Product Description
The true story of Britain's bobsleigh champions - one of the greatest moments of sportsmanship ever seen at the Winter Olympics. In February 2010, the world's Winter Olympic athletes will be summoned to the twenty-first great tournament of sub-arctic endeavour in Vancouver. However, it is now close to half a century ago that Great Britain achieved its most remarkable feat at the winter games . . . As it is now, so it was back then. In 1964 it had been the best part of 30 years since the British won a medal in perhaps the most hazardous and exciting event at any winter Olympics - the bobsleigh. (Indeed, there had been only two British successes on the Olympic runs in the entire history of the winter games.) But, before the sixties had truly begun to swing, two young men - Tony Nash and Robin Dixon - drove a GB bob to the heights of Olympic gold for the first time.
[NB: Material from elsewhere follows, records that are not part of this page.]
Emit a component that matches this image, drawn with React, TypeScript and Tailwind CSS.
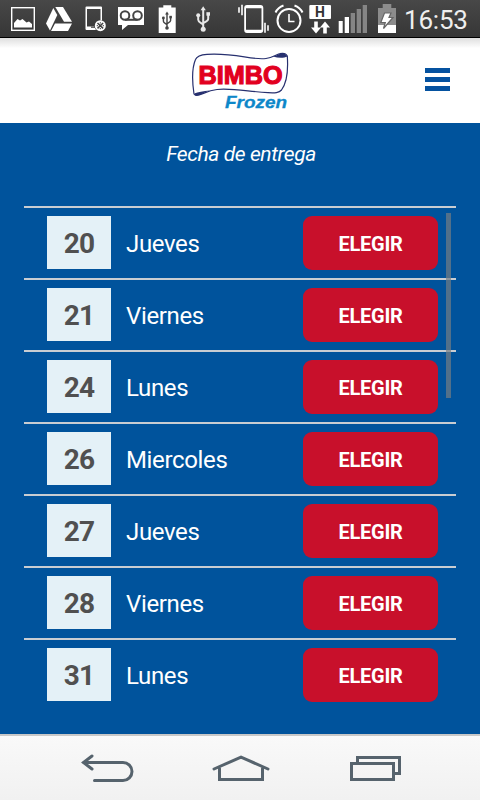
import React, { useState } from 'react';

interface Delivery {
  date: number;
  weekday: string;
}

const deliveries: Delivery[] = [
  { date: 20, weekday: 'Jueves' },
  { date: 21, weekday: 'Viernes' },
  { date: 24, weekday: 'Lunes' },
  { date: 26, weekday: 'Miercoles' },
  { date: 27, weekday: 'Jueves' },
  { date: 28, weekday: 'Viernes' },
  { date: 31, weekday: 'Lunes' },
];

interface GlyphProps {
  x: number;
  width: number;
  children: React.ReactNode;
}

// All status icons share one coordinate system, each glyph shows its own slice
const Glyph: React.FC<GlyphProps> = ({ x, width, children }) => (
  <svg width={width} height={37} viewBox={`${x} 0 ${width} 37`} fill="none" className="shrink-0">
    {children}
  </svg>
);

const UsbMark: React.FC<{ color: string }> = ({ color }) => (
  <g stroke={color} fill={color}>
    <path d="M0 -9V10M-5 -3V1C-5 4 0 4.500 0 6.500M5 -4V0C5 3 0 3.500 0 5" fill="none" strokeWidth="2" />
    <path d="M-2.600 -8.500L0 -12.500L2.600 -8.500Z" stroke="none" />
    <circle cx="0" cy="10.500" r="2.500" stroke="none" />
    <circle cx="-5" cy="-3.500" r="2" stroke="none" />
    <rect x="3.200" y="-6.500" width="3.600" height="3.500" stroke="none" />
  </g>
);

const StatusBar = () => (
  <div className="flex h-[38px] border-b border-black bg-gradient-to-b from-[#484848] to-[#363636]">
    <Glyph x={0} width={40}>
      <rect x="11.700" y="7.700" width="22.600" height="22.600" stroke="#fff" strokeWidth="1.400" />
      <path d="M14 27.500V23L17.500 19L20 20.500L22.500 19L26.500 22.500L29 21.500L32 24V27.500Z" fill="#fff" />
    </Glyph>
    <Glyph x={40} width={40}>
      <path d="M53.300 8L57.300 15L50 30.500L46 23.500Z" fill="#fff" />
      <path d="M55.300 7H63L72 21.800H64Z" fill="#fff" />
      <path d="M55 23.500H72L68 31H51Z" fill="#fff" />
    </Glyph>
    <Glyph x={80} width={32}>
      <path d="M85.500 7.500Q85.500 6.500 86.500 6.500H101Q102 6.500 102 7.500V20.500H100.500V9H87V26.500H94L96 30H86.500Q85.500 30 85.500 29Z" fill="#fff" />
      <path d="M91 27.200H95" stroke="#444" strokeWidth="1.200" />
      <circle cx="100.300" cy="25.700" r="5.500" fill="#fff" />
      <path d="M97.500 23L103.100 28.400M103.100 23L97.500 28.400" stroke="#444" strokeWidth="1.500" />
      <path d="M100.300 22.200V23.500M100.300 28V29.200M96.700 25.700H98M102.700 25.700H104" stroke="#444" />
    </Glyph>
    <Glyph x={112} width={38}>
      <path d="M118 7H144V25H128L122 30V25H118Z" fill="#fff" />
      <g stroke="#444" strokeWidth="2">
        <circle cx="125" cy="15.500" r="4.300" />
        <circle cx="137.500" cy="15.500" r="4.300" />
        <path d="M125 19.800H137.500" />
      </g>
    </Glyph>
    <Glyph x={150} width={35}>
      <path d="M158.700 7.500H163.300V5.300H171.300V7.500H175.700V33H158.700Z" fill="#fff" />
      <g transform="translate(167 20.500) scale(.72)">
        <UsbMark color="#444" />
      </g>
    </Glyph>
    <Glyph x={185} width={40}>
      <g transform="translate(203.200 18.700)">
        <UsbMark color="#e8e8e8" />
      </g>
    </Glyph>
    <Glyph x={225} width={47}>
      <path d="M247 5H260.500Q263.300 5 263.300 8V30Q263.300 33 260.500 33H247Q244.200 33 244.200 30V8Q244.200 5 247 5ZM246 8.200V29.800H261.500V8.200Z" fill="#fff" fillRule="evenodd" />
      <path d="M239 7.300V12.700M242 4.700V15.300M265 22.700V32.700M268 25.300V30.700" stroke="#fff" strokeWidth="1.600" />
    </Glyph>
    <Glyph x={272} width={34}>
      <circle cx="289" cy="20.500" r="11.500" stroke="#fff" strokeWidth="2" />
      <path d="M289 14V21.500H294.500" stroke="#fff" strokeWidth="1.600" />
      <path d="M275.500 12.500Q278 7.500 283.500 5.500M294.500 5.500Q300 7.500 302.500 12.500" stroke="#fff" strokeWidth="2" />
    </Glyph>
    <Glyph x={306} width={30}>
      <rect x="309.300" y="5" width="21.700" height="14" rx="1" fill="#fff" />
      <text x="320" y="17" textAnchor="middle" fontSize="14" fontWeight="700" fill="#333" fontFamily="Roboto, sans-serif">H</text>
      <path d="M314.200 21.500H317.800V27.500H321L316 33.500L311 27.500H314.200Z" fill="#fff" />
      <path d="M323.200 33.500H326.800V27.500H330L325 21.500L320 27.500H323.200Z" fill="#fff" />
    </Glyph>
    <Glyph x={336} width={36}>
      <path d="M338.700 21H342.700V33H338.700ZM344.700 17H349V33H344.700Z" fill="#fff" />
      <path d="M350.700 13H355V33H350.700ZM356.700 9H361V33H356.700ZM362.700 5H367V33H362.700Z" fill="#858585" />
    </Glyph>
    <Glyph x={372} width={32}>
      <path d="M378 8H382.700V4H391.300V8H396V25H378Z" fill="#8c8c8c" />
      <rect x="378" y="25" width="18" height="8" fill="#fff" />
      <path d="M384.500 13H391L389 17.500H393L383.500 28.500L385.300 22.500H380.800Z" fill="#fff" stroke="#666" strokeWidth="1.200" />
    </Glyph>
    <span className="pt-[5px] text-[26px] leading-[30px] tracking-[-0.2px] text-[#eeeeee]">16:53</span>
  </div>
);

const Logo = () => (
  <svg width="104" height="64" viewBox="188 48 104 64" fill="none">
    <path
      d="M194 94C192.500 84 191.500 69 195.500 59.500C197 55.500 201 54.700 207 54.300C236 52.500 251 60.500 266 58.500C273 57.500 276 54.500 280 53.700C283 53 286 53.500 287.300 56C288 66 287.500 82 281.500 90C279 93 275 93 268 92.700C248 91.500 232 88 217 89.500C208 90.500 203 94 199 95C197 95.500 195 95.500 194 94Z"
      fill="#fff"
      stroke="#27306f"
      strokeWidth="1.200"
    />
    <path d="M273 56.500C278 55 280 53 284 53.200L287.600 56.500C283 58.500 278 58 273 56.500ZM210 90.500C203 91 198 92 194.300 93.500L195.500 95.800C201 95.500 203 92.500 210 90.500Z" fill="#27306f" />
    <text x="198.500" y="83.500" textLength="84" lengthAdjust="spacingAndGlyphs" fontSize="26.500" fontWeight="700" fill="#e2001f" stroke="#e2001f" strokeWidth="1.200" fontFamily="'Liberation Sans', sans-serif">BIMBO</text>
    <text x="225" y="108" textLength="62" lengthAdjust="spacingAndGlyphs" fontSize="16.500" fontWeight="700" fontStyle="italic" fill="#0d87c9" stroke="#0d87c9" strokeWidth=".3" fontFamily="'Liberation Sans', sans-serif">Frozen</text>
  </svg>
);

const Header = () => (
  <header className="flex h-[85px] justify-end bg-white bg-gradient-to-b from-[#dfdfdf] via-white via-[12%] to-white pt-2.5 pr-[30px]">
    <div className="mr-[133px]">
      <Logo />
    </div>
    <button className="mt-5 flex h-[23px] w-[25px] flex-col justify-between" aria-label="Menu">
      <span className="h-[5px] w-full bg-[#0552a0]" />
      <span className="h-[5px] w-full bg-[#0552a0]" />
      <span className="h-[5px] w-full bg-[#0552a0]" />
    </button>
  </header>
);

const DeliveryRow: React.FC<{ item: Delivery; onSelect: () => void }> = ({ item, onSelect }) => (
  <li className="flex h-[72px] items-start border-t-2 border-[#c9cdd2] pt-2 pr-[18px] pl-[23px]">
    <span className="flex h-[53px] w-16 items-center justify-center bg-[#e4f1f7] pt-0.5 text-[28px] font-bold tracking-[-0.8px] text-[#505050]">
      {item.date}
    </span>
    <span className="ml-[15px] flex-1 text-2xl leading-[56px] tracking-[-0.35px] text-white">{item.weekday}</span>
    <button onClick={onSelect} className="h-[54px] w-[135px] rounded-[9px] bg-[#c8102b] pt-0.5 text-xl font-bold tracking-[-0.25px] text-white">
      ELEGIR
    </button>
  </li>
);

const NavBar = () => (
  <nav className="flex h-[66px] border-t-2 border-[#c8c8c8] bg-gradient-to-b from-[#f9f9f9] to-[#f1f1f1] pl-[78px] text-[#56636d]">
    <button aria-label="Back">
      <svg width="60" height="64" viewBox="78 736 60 64" fill="none" stroke="currentColor" strokeWidth="3" strokeLinecap="round">
        <path d="M84 762.500H123A9 9 0 0 1 123 780.500H94.500" />
        <path d="M92 756L83.500 762.500L92 769" />
      </svg>
    </button>
    <button className="ml-[70px]" aria-label="Home">
      <svg width="66" height="64" viewBox="208 736 66 64" fill="none" stroke="currentColor" strokeWidth="3" strokeLinecap="round">
        <path d="M214 769L241 757.200L268 769" />
        <path d="M219.500 768.500V779.500H262.500V768.500" />
      </svg>
    </button>
    <button className="ml-[72px]" aria-label="Recent">
      <svg width="60" height="64" viewBox="346 736 60 64" fill="none" stroke="currentColor" strokeWidth="3">
        <path d="M357.500 762V757.500H399.500V773.500H394" />
        <rect x="351.500" y="763.500" width="42" height="16" />
      </svg>
    </button>
  </nav>
);

const App = () => {
  const [, setSelected] = useState<number | null>(null);

  return (
    <div className="flex h-[800px] w-[480px] flex-col overflow-hidden bg-[#00539c] font-[Roboto,sans-serif]">
      <StatusBar />
      <Header />
      <main className="flex-1 bg-[#00539c] px-6">
        <h1 className="h-[83px] pt-4 pl-0.5 text-center text-[21px] leading-[30px] tracking-[-0.4px] text-white italic">Fecha de entrega</h1>
        <div className="relative">
          <ul>
            {deliveries.map((item) => (
              <DeliveryRow key={item.date} item={item} onSelect={() => setSelected(item.date)} />
            ))}
          </ul>
          {/* Scroll thumb */}
          <div className="absolute top-[7px] right-[5px] h-[185px] w-[5px] bg-[#757d83]/70" />
        </div>
      </main>
      <NavBar />
    </div>
  );
};

export default App;
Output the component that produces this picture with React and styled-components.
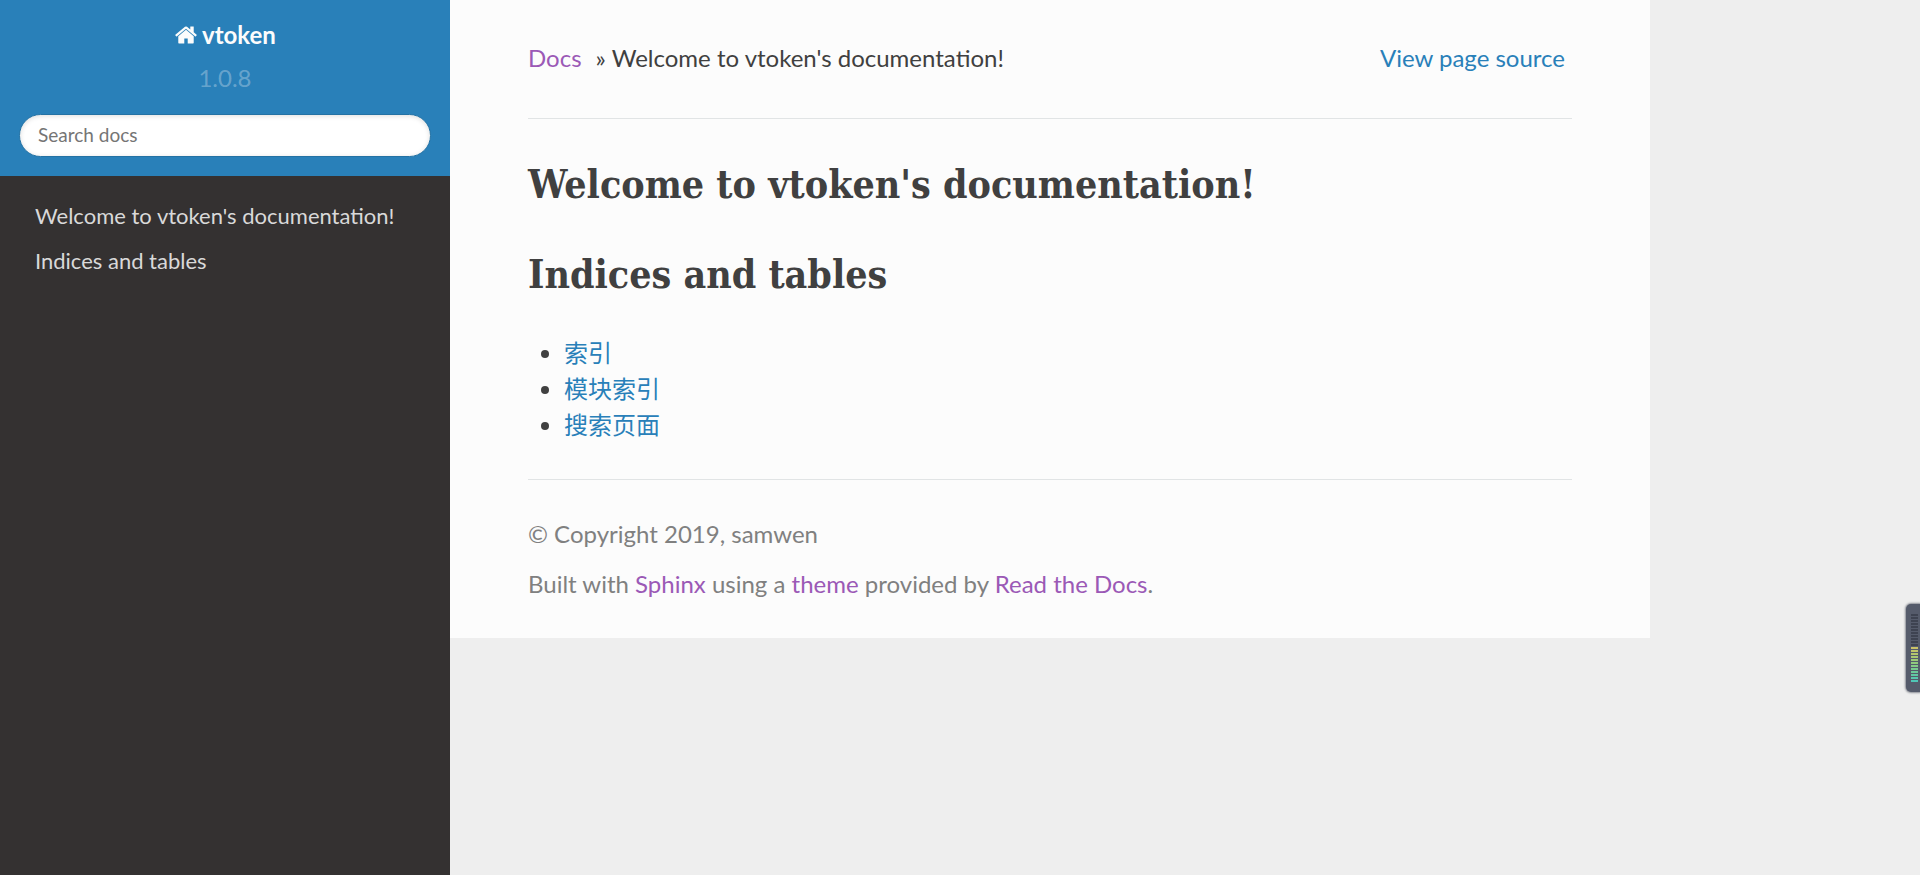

It took Britain 34 years to find another team to reach the Olympic rostrum, and Innsbruck 1964 remains the only occasion when our bobsleigh team scaled the Olympian heights. In Olympic Gold Run, Brian Belton celebrates the achievement of Nash and Dixon - with the full cooperation of the athletes themselves. As Robin Dixon - now Lord Glentoran - tells it, their one-off Winter Olympic triumph was made all the more remarkable by the circumstances. For both young men came upon the sport of bobsleigh racing by chance, as suggested by Dixon's long lost relative, the infamous Lord Lucan . . .
About the Author
Dr Brian Belton hails from a working class background with a rich sporting ancestry. He has written more than 25 historical and biographical books relating to sport in all its diversity.